For the next two months our relationship was strained.  We were constantly battling.  I could see myself losing her.  I could see myself losing Squish.  I felt like my whole world was crumbling.  Just when things had gotten their worst Squish said something I'll never forget.  He asked me, "why do we yell?  We yell so we can intimidate the person we're yelling at."  I felt like I was punched in the gut.

I don't want to intimidate my four year old.  I want to love her and help her blossom.  What I was doing was crushing her spirit.  It was crushing our relationship.

One night while Squish was at school I had reached the end of my patience.  I yelled at Eva.  As we were getting ready for bed I held her and Oscar in my arms.  I apologized for yelling at her.  I told her I was stressed out and I took it out on her and I shouldn't have.  I cried as I told her I was sorry.  She put her little hand on my face and said, "It's OK momma.  We'll still keep you."

That's when I knew something had to change.  I'm the adult in our relationship.  I can't act like a child anymore just because my feelings got hurt.  A few days later Squish sent me this article, The Important Thing About Yelling and it changed my life.


I can honestly say things have been better between Eva and me.  Now when she acts all sassy and starts throwing a temper tantrum I tell her how adorable she is.  She laughs and things get better.  That's the magical thing about my daughter.  Her laugh makes life better.  It's the complete opposite of what my yelling was doing.

Are things perfect now?  No, I've still lost my patience.  But I've only yelled one time in the past month (I was yelling at least once a day).  Things are getting better.  I realize it's a lifestyle change and not a one time fix.  I am happy to say that for now our relationship is where I want it to be.  She loves me and more importantly she knows that I love her.  I feel ashamed to admit that I'm not so sure she knew that before.

Monday, October 20, 2014

Oscar at Three Months or What is the Point of Toys?


I must say, the more pics I take the closer I am to getting the color of his wall right.  So far, month #3 is the closest to the IRL color.

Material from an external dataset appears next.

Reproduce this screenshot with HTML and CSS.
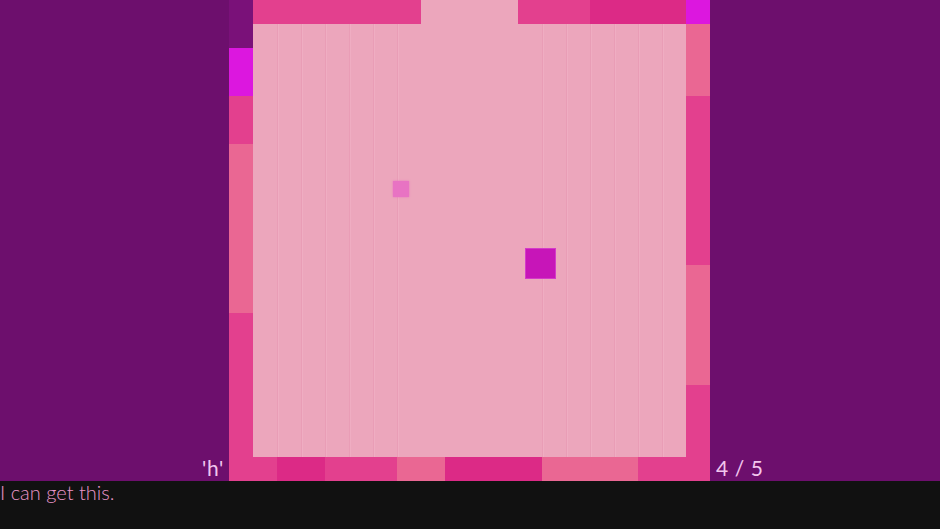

Anyway, Ozzy Bear turned three whole months last week.  It feels like we have had him forever.  Most of his milestones he hit at two months but I'm just now getting around to writing about them.  He smiles and laughs.  He rolls from belly to back.  Over the last week he has started reaching and grabbing toys.

Which brings me to toys...I feel kinda bad because the little bear doesn't have very many.  But he still doesn't have control of his hands so how is he supposed to play with things?  I don't remember all this stuff with Eva!!  Toys just magically appeared to her when she got to the appropriate age.

We did buy him this amazing thing called a sit and play.  It's like an exersaucer but the baby sits in it instead of stands.  I saw it on a friend's instagram and immediately went and bought one.  I think he's big enough for the doorway swing and the big exersaucer so we'll be hauling those out of the attic this weekend along with Eva's old high chair.

Judging by my past blog entries we started feeding Eva with a spoon at the end of October.  I guess I could introduce Oscar to a spoon and see how well that works.  I forgot how much I hate the bottle.  I realize it goes by fast and blablabla but I'm really ready to be over the whole bottle phase.

So that's where we are now.  It feels like we've always been in this place.  It's hard to remember the days before Oscar and even harder to remember the days before Eva.  To me they're old souls who have always been part of our family since Squish and I first met.